Ainsi lors de son arrivée à Mahanoy, les autorités n’ont eu de cesse d’obtenir de lui qu’il coupe ses dreadlocks –il avait promis de ne le faire qu’à sa libération-. Il refuse, restera plusieurs semaines en isolement complet, ni livre, ni radio, ni visite. Seul. Il perdra plusieurs kilos. Il ne cédera que devant l’insistance de sa femme et de ses soutiens. Il s’agissait pour les autorités américaines de le mettre face, hors du couloir de la mort, au même type de traitement dégradant et inhumain.
Mumia devrait passer le reste de sa vie en prison, à moins que le rapport de force entre ses soutiens et la justice permette que son cas ne soit réétudié, voire ré ouvert. C’est bien ce que la justice, dans le plus grand secret, a empêché de faire en rendant, le 13 août dernier, une ordonnance stipulant que Mumia était condamné à la prison à perpétuité sans possibilité de libération conditionnelle. Il était ainsi privé d’une possibilité de recours, si n’avait été la vigilance d’une de ses anciennes avocates.

Au traitement inhumain et dégradant, équivalant à de la torture, s’ajoute le fait que Mumia est victime d’une violation systématique de ses droits à la dignité humaine, à ne pas être discriminé en raison de ses origines et à ne pas être privé du droit à se défendre puisqu’avec cette tentative, il y a violation intentionnelle des règles de procédures pénales.

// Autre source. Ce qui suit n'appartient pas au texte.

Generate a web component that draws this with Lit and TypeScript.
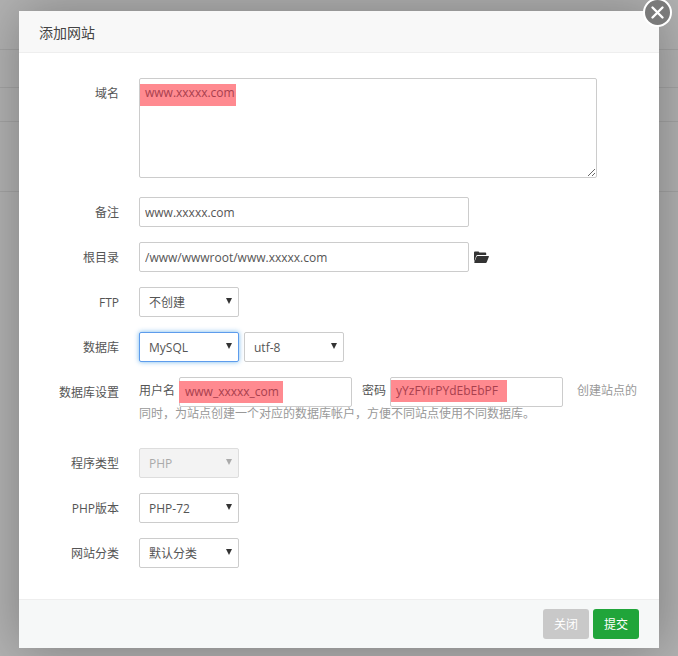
import { LitElement, html, css } from 'lit';
import { customElement } from 'lit/decorators.js';

@customElement('app-root')
export class AppRoot extends LitElement {
  static styles = css`
    :host {
      display: block;
      position: relative;
      height: 656px;
      overflow: hidden;
      box-sizing: border-box;
      padding: 11px 19px 8px;
      background: #b2b2b2;
      font-family: 'Open Sans', 'Noto Sans CJK SC', sans-serif;
      font-size: 12px;
      color: #555;
    }
    * {
      box-sizing: border-box;
    }
    .backdrop-line {
      position: absolute;
      left: 0;
      right: 0;
      height: 1px;
      background: rgba(0, 0, 0, 0.08);
    }
    .modal {
      position: relative;
      display: flex;
      flex-direction: column;
      width: 640px;
      height: 637px;
      background: #fff;
      box-shadow: 1px 1px 50px rgba(0, 0, 0, 0.3);
    }
    .title {
      height: 42px;
      padding-left: 20px;
      line-height: 43px;
      font-size: 14px;
      color: #444;
      background: #f8f8f8;
      border-bottom: 1px solid #eee;
    }
    .close {
      position: absolute;
      top: -13px;
      right: -13px;
      display: flex;
      align-items: center;
      justify-content: center;
      width: 29px;
      height: 29px;
      padding: 0;
      border: 2px solid #fff;
      border-radius: 50%;
      background: #7a7a7a;
    }
    .body {
      flex: 1;
      padding-top: 25px;
    }
    .row {
      display: flex;
      margin-bottom: 15px;
    }
    .row.tall {
      margin-bottom: 19px;
    }
    .label {
      flex: none;
      width: 100px;
      height: 30px;
      margin-right: 20px;
      line-height: 32px;
      text-align: right;
    }
    .cell {
      display: flex;
      align-items: center;
      gap: 5px;
      width: 500px;
    }
    input,
    textarea,
    select {
      display: block;
      height: 30px;
      margin: 0;
      border: 1px solid #ccc;
      border-radius: 2px;
      outline: none;
      background: #fff;
      font: inherit;
      color: #555;
    }
    input {
      padding: 0 5px;
    }
    .wide {
      width: 330px;
    }
    textarea {
      width: 458px;
      height: 100px;
      padding: 5px;
    }
    .select {
      position: relative;
      display: block;
      width: 100px;
    }
    .select::after {
      content: '';
      position: absolute;
      top: 11px;
      right: 7px;
      border-style: solid;
      border-width: 6px 3px 0;
      border-color: #333 transparent transparent;
    }
    .select.off::after {
      border-top-color: #aaa;
    }
    select {
      width: 100%;
      padding: 0 0 0 9px;
      appearance: none;
    }
    select:disabled {
      background: #f3f3f3;
      border-color: #ddd;
      color: #aaa;
      opacity: 1;
    }
    .focus select {
      border-color: #5d9cec;
      box-shadow: 0 0 5px rgba(102, 175, 233, 0.9);
    }
    .marked {
      position: relative;
      display: inline-block;
      vertical-align: middle;
    }
    .marked input {
      width: 173px;
    }
    mark {
      position: absolute;
      display: block;
      height: 22px;
      line-height: 22px;
      padding: 0 3px 0 5px;
      background: #ff8a90;
      color: #a8404e;
      white-space: nowrap;
    }
    .domain-mark {
      top: 6px;
      left: 1px;
      width: 96px;
      line-height: 17px;
    }
    .user-mark {
      top: 4px;
      left: 0;
      width: 104px;
      padding-left: 6px;
    }
    .pass-mark {
      top: 3px;
      left: 1px;
      width: 116px;
    }
    .settings {
      display: block;
      height: 56px;
      width: 500px;
      line-height: 14px;
      color: #999;
    }
    .inline-label {
      color: #555;
      margin-right: 4px;
    }
    .pass-label {
      margin-left: 10px;
    }
    .hint {
      margin-left: 14px;
    }
    .footer {
      display: flex;
      justify-content: flex-end;
      gap: 4px;
      height: 49px;
      padding: 9px 20px 0;
      background: #f6f8f8;
      border-top: 1px solid #eee;
    }
    button.action {
      width: 46px;
      height: 30px;
      padding: 0;
      border: none;
      border-radius: 3px;
      background: #c9c9c9;
      color: #fff;
      font: inherit;
    }
    button.submit {
      background: #20a53a;
    }
  `;

  private option(text: string) {
    return html`<span class="select"><select aria-label=${text}><option>${text}</option></select></span>`;
  }

  render() {
    return html`
      ${[49, 87, 121, 191].map(
        (y) => html`<div class="backdrop-line" style="top: ${y}px"></div>`
      )}
      <div class="modal">
        <div class="title">添加网站</div>
        <button class="close" aria-label="关闭">
          <svg width="15" height="15" viewBox="0 0 15 15">
            <path d="M2.5 2.5l10 10M12.5 2.5l-10 10" stroke="#fff" stroke-width="2.4" stroke-linecap="round" fill="none" />
          </svg>
        </button>
        <div class="body">
          <div class="row tall">
            <div class="label">域名</div>
            <div class="cell">
              <span class="marked">
                <textarea aria-label="域名"></textarea>
                <mark class="domain-mark">www.xxxxx.com</mark>
              </span>
            </div>
          </div>
          <div class="row">
            <div class="label">备注</div>
            <div class="cell"><input class="wide" value="www.xxxxx.com" /></div>
          </div>
          <div class="row">
            <div class="label">根目录</div>
            <div class="cell">
              <input class="wide" value="/www/wwwroot/www.xxxxx.com" />
              <svg width="15" height="12" viewBox="0 0 15 12">
                <path d="M0 11V1.600C0 .9.5.4 1.200.4h3c.6 0 1 .4 1.100 1h5.800c.7 0 1.100.4 1.100 1V4H3.600c-.6 0-1 .2-1.300.8L0 11z" fill="#333" />
                <path d="M3.400 5h11c.5 0 .7.4.5.8l-2.200 5.400c-.1.4-.5.7-1 .7H.8c-.5 0-.7-.3-.5-.7l2.200-5.400c.2-.5.5-.8.9-.8z" fill="#333" />
              </svg>
            </div>
          </div>
          <div class="row">
            <div class="label">FTP</div>
            <div class="cell">${this.option('不创建')}</div>
          </div>
          <div class="row">
            <div class="label">数据库</div>
            <div class="cell">
              <span class="select focus"><select aria-label="数据库"><option>MySQL</option></select></span>
              ${this.option('utf-8')}
            </div>
          </div>
          <div class="row">
            <div class="label">数据库设置</div>
            <div class="settings">
              <span class="inline-label">用户名</span><span class="marked"><input aria-label="用户名" /><mark class="user-mark">www_xxxxx_com</mark></span><span class="inline-label pass-label">密码</span><span class="marked"><input aria-label="密码" /><mark class="pass-mark">yYzFYirPYdEbEbPF</mark></span><span class="hint">创建站点的</span><span>同时，为站点创建一个对应的数据库帐户，方便不同站点使用不同数据库。</span>
            </div>
          </div>
          <div class="row">
            <div class="label">程序类型</div>
            <div class="cell">
              <span class="select off"><select disabled aria-label="程序类型"><option>PHP</option></select></span>
            </div>
          </div>
          <div class="row">
            <div class="label">PHP版本</div>
            <div class="cell">${this.option('PHP-72')}</div>
          </div>
          <div class="row">
            <div class="label">网站分类</div>
            <div class="cell">${this.option('默认分类')}</div>
          </div>
        </div>
        <div class="footer">
          <button class="action">关闭</button>
          <button class="action submit">提交</button>
        </div>
      </div>
    `;
  }
}
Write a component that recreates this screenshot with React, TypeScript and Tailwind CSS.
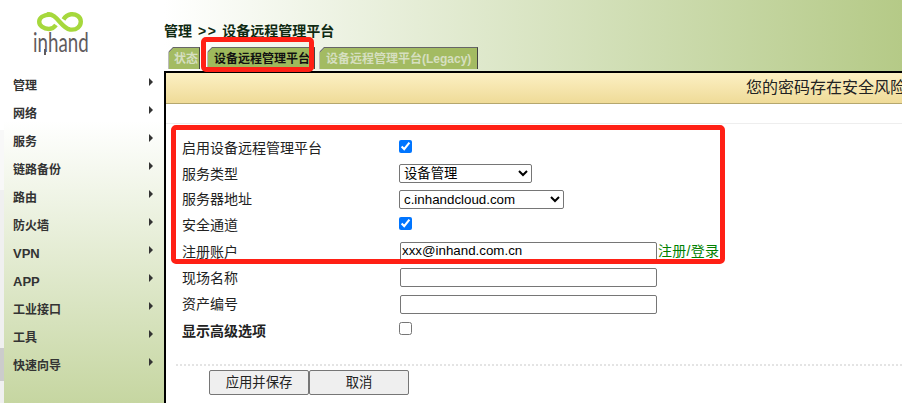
import { useState } from "react";

const menuItems = [
  { label: "管理", size: "text-[12px]" },
  { label: "网络", size: "text-[12px]" },
  { label: "服务", size: "text-[12px]" },
  { label: "链路备份", size: "text-[12px]" },
  { label: "路由", size: "text-[12px]" },
  { label: "防火墙", size: "text-[12px]" },
  { label: "VPN", size: "text-[13px]" },
  { label: "APP", size: "text-[13px]" },
  { label: "工业接口", size: "text-[12px]" },
  { label: "工具", size: "text-[12px]" },
  { label: "快速向导", size: "text-[12px]" },
];

const font = "font-['Liberation_Sans','Noto_Sans_CJK_SC',sans-serif]";

function Logo() {
  return (
    <div className="flex w-[54px] flex-col items-center">
      <svg width="46" height="20" viewBox="0 0 46 20" fill="none" stroke="#a6d83c" strokeWidth="4.4">
        <path d="M13 2.500C6 3 2.200 6 2.200 9.800C2.200 13.500 6.500 17 12 17C15 17 17.500 15 19 13" />
        <path d="M10 2.400C20 1 24 16 33 17.500C40 18.500 43.800 14 43.800 9.500C43.800 4.500 39 1.800 34 2.300C30 2.800 28 5 26.500 7.500" />
      </svg>
      <div className="relative mt-[-1px] h-[22px] w-[54px]">
        <div className="origin-left scale-x-[0.72] whitespace-nowrap font-['Lato',sans-serif] text-[26px] leading-[22px] text-[#5f5a5c]">
          inhand
        </div>
        <span className="absolute left-[11px] top-[18px] h-[6px] w-[2px] bg-[#5f5a5c]" />
      </div>
    </div>
  );
}

function Sidebar() {
  return (
    <aside className="flex w-[164px] shrink-0 bg-gradient-to-b from-white from-[30%] to-[#c6d6a1]">
      <div className="flex w-[4px] shrink-0 flex-col">
        <div className="h-[130px] bg-white" />
        <div className="h-[60px] bg-[#f8f8f8]" />
        <div className="h-[158px] bg-[#f0f0f0]" />
        <div className="h-[33px] bg-[#cccccc]" />
        <div className="flex-1 bg-[#f0f0f0]" />
      </div>
      <div className="min-w-0 flex-1">
        <div className="h-[72px] pl-[29px] pt-[12px]">
          <Logo />
        </div>
        <ul className="pl-[9px] pr-[11px]">
          {menuItems.map((item) => (
            <li key={item.label} className="flex h-[28px] items-center justify-between">
              <span className={`font-bold text-[#333333] ${item.size}`}>{item.label}</span>
              <span className="mb-[8px] h-0 w-0 border-y-[4px] border-l-[4px] border-y-transparent border-l-[#333333]" />
            </li>
          ))}
        </ul>
      </div>
    </aside>
  );
}

function Tab({ label, active, className }: { label: string; active?: boolean; className: string }) {
  return (
    <div
      className={`h-[22px] whitespace-nowrap border-t border-r border-l border-t-[#666666] border-r-[#444444] border-l-[#bbbbbb] text-[12px] font-bold leading-[23px] [clip-path:polygon(5px_0,100%_0,100%_100%,0_100%,0_5px)] ${className} ${
        active
          ? "bg-[linear-gradient(135deg,#777777_3px,#9eb95c_3px)] text-[#111111]"
          : "bg-[linear-gradient(135deg,#777777_3px,#a3bb62_3px)] text-[#d6dfc0]"
      }`}
    >
      {label}
    </div>
  );
}

function Row({
  label,
  bold,
  nudge,
  tall,
  children,
}: {
  label: string;
  bold?: boolean;
  nudge?: boolean;
  tall?: boolean;
  children: React.ReactNode;
}) {
  return (
    <div className={`flex items-center ${tall ? "h-[27px]" : "h-[26px]"}`}>
      <label className={`w-[217px] shrink-0 text-[14px] text-[#222222] ${bold ? "font-bold" : ""} ${nudge ? "pt-[2px]" : ""}`}>
        {label}
      </label>
      {children}
    </div>
  );
}

const inputClass = "ml-[1px] h-[19px] w-[257px] rounded-[2px] border border-[#767676] bg-white px-[1px] text-[13.33px] text-black";
const selectClass = "h-[19px] rounded-[2px] border border-[#767676] bg-white text-[13.33px] text-black";
const buttonClass = "h-[25px] w-[100px] rounded-[2px] border border-[#767676] bg-[#efefef] text-[13.33px] text-[#222222]";

export default function App() {
  const [enabled, setEnabled] = useState(true);
  const [secure, setSecure] = useState(true);
  const [advanced, setAdvanced] = useState(false);

  return (
    <div className={`relative flex h-[403px] w-[902px] overflow-hidden bg-white ${font}`}>
      <Sidebar />
      <main className="flex min-w-0 flex-1 flex-col">
        <header className="h-[71px] shrink-0 bg-gradient-to-r from-white to-[#b5ca87]">
          <div className="pt-[23px] text-[14px] font-bold leading-[17px] text-[#0f2a12]">
            管理<span className="ml-[6px] mr-[5px] tracking-[1.5px]">{">>"}</span>设备远程管理平台
          </div>
          <div className="mt-[7px] flex pl-[4px]">
            <Tab label="状态" className="w-[32px] pl-[5px]" />
            <Tab label="设备远程管理平台" active className="ml-[7px] w-[108px] pl-[6px]" />
            <Tab label="设备远程管理平台(Legacy)" className="ml-[4px] w-[159px] pl-[6px]" />
          </div>
        </header>
        <div className="flex-1 border-t-2 border-l-2 border-black">
          <div className="flex h-[31px] items-center overflow-hidden border-b border-[#b5a76e] bg-gradient-to-b from-[#fcf0c3] to-[#efdb98] pl-[580px]">
            <span className="whitespace-nowrap text-[16px] text-[#222222]">您的密码存在安全风险</span>
          </div>
          <div className="mt-[19px] border-t border-[#eeeeee] pl-[16px] pt-[10px]">
            <Row label="启用设备远程管理平台" nudge>
              <input type="checkbox" checked={enabled} onChange={(e) => setEnabled(e.target.checked)} className="mb-[1px] h-[13px] w-[13px]" />
            </Row>
            <Row label="服务类型" nudge>
              <select className={`${selectClass} w-[133px]`} defaultValue="device">
                <option value="device">设备管理</option>
              </select>
            </Row>
            <Row label="服务器地址">
              <select className={`${selectClass} w-[165px]`} defaultValue="c">
                <option value="c">c.inhandcloud.com</option>
              </select>
            </Row>
            <Row label="安全通道">
              <input type="checkbox" checked={secure} onChange={(e) => setSecure(e.target.checked)} className="mb-[3px] h-[13px] w-[13px]" />
            </Row>
            <Row label="注册账户" nudge>
              <input className={inputClass} defaultValue="xxx@inhand.com.cn" />
              <a className="ml-[1px] whitespace-nowrap text-[14px] tracking-[0.3px] text-[#008000]">注册/登录</a>
            </Row>
            <Row label="现场名称" nudge tall>
              <input className={inputClass} />
            </Row>
            <Row label="资产编号">
              <input className={inputClass} />
            </Row>
            <Row label="显示高级选项" bold nudge>
              <input type="checkbox" checked={advanced} onChange={(e) => setAdvanced(e.target.checked)} className="mb-[3px] h-[13px] w-[13px]" />
            </Row>
          </div>
          <div className="ml-[10px] mt-[21px] border-t-2 border-dotted border-[#e4e4e4] pl-[33px] pt-[4px]">
            <div className="flex">
              <button className={buttonClass}>应用并保存</button>
              <button className={buttonClass}>取消</button>
            </div>
          </div>
        </div>
      </main>

      {/* red annotation boxes drawn over the screenshot */}
      <div className="pointer-events-none absolute left-[171px] top-[125px] h-[139px] w-[554px] rounded-[5px] border-[5px] border-[#ff2015]" />
      <div className="pointer-events-none absolute left-[201px] top-[37px] h-[35px] w-[113px] rounded-[5px] border-[5px] border-[#ff2015]" />
    </div>
  );
}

Depuis 2009, les soutiens de Mumia ont commencé une large campagne internationale portant sur ses droits civils qui ont été largement violés depuis 1982 : le jury n’a eu connaissance que partiellement des informations ; Mumia, au tout début de son procès, a bénéficié d’une assistance juridique insuffisante ; le juge s’est montré ouvertement impartial ; les éléments nouveaux n’ont pas été acceptés par l’accusation ; sans oublier le poids politique de l’Ordre Fraternel de la police à Philadelphie. Ce constat interroge les normes internationales d’équité pour les procédures judiciaires. Seul un nouveau procès, avec des observateurs étrangers, pourrait permettre le respect des droits civils de Mumia.

15 heures, la fin de la visite est annoncée. Nous avons passé cinq heures ensemble. Cinq heures où se sont, pour la première fois, interposés des silences ; il n’y a plus l’urgence du couloir de la mort. Nous étions deux amis, certes dont un est emprisonné, mais le rythme était différent, moins pesant. Les enfants des prisonniers couraient, riaient ; des familles jouaient aux cartes ; d’autres savouraient d’être si près l’un de l’autre ; un prisonnier, attitré aux photos, n’a cessé d’en développer …

Dans cet univers si impersonnel et où des vies se brisent, cette visite marque la seconde étape du combat mené avec les prisonniers politiques maintenus trop longtemps en prison alors qu’ils ne sont pas coupables ou qu’ils devraient être libérés depuis longtemps ; Il reste la mobilisation à construire pour obtenir la libération de Mumia et la fin d’une justice ouvertement raciste. Le micro a grésillé la fin de la visite.